While we all hope to be tagged out by the end of the rut, a plan for late season deer hunts can save a season.

A Recipe For Shooting a Late Season Buck

Opening day of whitetail season is either here or on the horizon. You have high hopes that this is the year you connect with a true giant in an early-season food plot or along a funnel during the rut. As deer hunters, that’s what we dream about.

What we don’t dream about are the frigid post-rut hunts when pressured deer are walking on eggshells and looking at every abnormality with a discerning eye.

We all this familiar situation: The rut passes and you are feeling the weight of that unfilled tag in your pocket.

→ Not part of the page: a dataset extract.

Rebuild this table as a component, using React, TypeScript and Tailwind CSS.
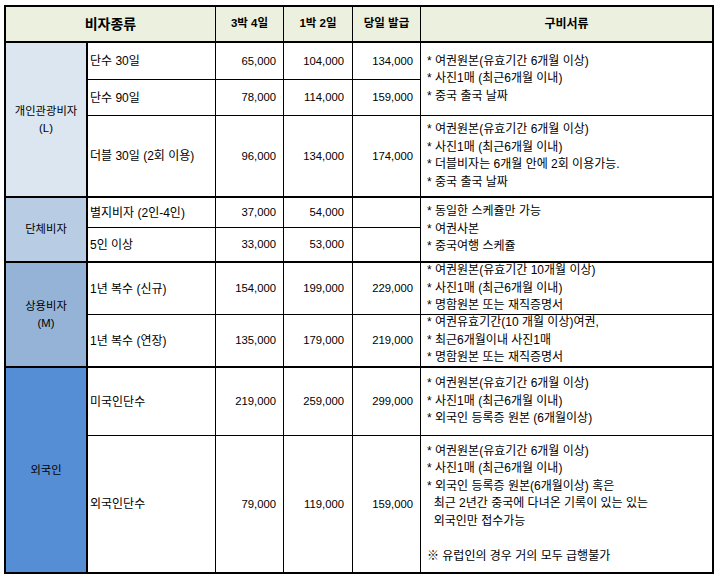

All of sudden hunting becomes a grind. You go through the motions, hoping to catch a break.

However, the late season might be the best time to tag a world-class buck if you are intentional about it. Planning for the late season, starting now, can create more opportunities in December and January.

1. Boost your Confidence

As outdoorsmen, we read the success stories. Most of which are set during the rut when a buck, drunk on testosterone, makes a mistake. He rushes into scents and calls or pauses in your shooting lane as he chases a hot doe. Then with a mere squeeze of a trigger or release of an arrow, it’s over. We are so inundated with these accounts that we lose hope once the peak rut passes.

But there are other motivating factors that will get big bucks to move after the rut: weather and food. In the last 10 seasons, there were 299 bucks entered into the Boone and Crockett books from the state of Iowa. Bucks shot December 1-10 account for 32% of those record book deer – more than any other 10-day period during the season. Yes, that’s even more than the second week of November.

Look at the data from the area you hunt. It may not favor the late season quite so much as it does in Iowa, but we’d bet there is a peak of bucks in the record book somewhere after December 1.

2. Plan the Menu

Get those cool season food plots in the ground or leave some corn and beans standing. Bucks rely on  high-quality food sources close to bedding areas to recover from the rut.

3. Setup your Hunting Blind

Healthy plots in December and January are your best chance to see a giant during daylight hours as mature bucks are forced to feed with the rest of the herd when the groceries dwindle.

A Banks hunting blind right in the middle of these feeding areas will allow for easy access and exit, and reduces the chance of being smelled by bedded deer as long as the wind is right. It will also keep you warm on those brutally cold days that keep treestand hunters on the couch.

4. Pick your Days

Simply put, the deer will not be moving all day, every day like they did during the rut. Looking again at the results in Iowa we see that on December 1, 2007, 11 bucks were shot that eventually entered the record books. On that day, the weather recorded in Cedar Rapids had a little bit of everything – high winds, falling barometric pressure, light rain, hail, freezing rain and snow. This significant weather event caused mature bucks to move when hunters were on stand.

The right time doesn’t have to be drastic. Sometimes an afternoon above freezing temperatures after a string of freezing days is all it takes to get deer up to feed. The simple fact is deer have to eat, and they do it at the warmest times of day in cold climates in order to preserve body heat. But what is considered warm to them, is often frigid to our bones. Be there when they are hungry enough to move or the cold weather loosens its grip slightly to fill that spot on the wall, the space in your freezer and the tag in your pocket.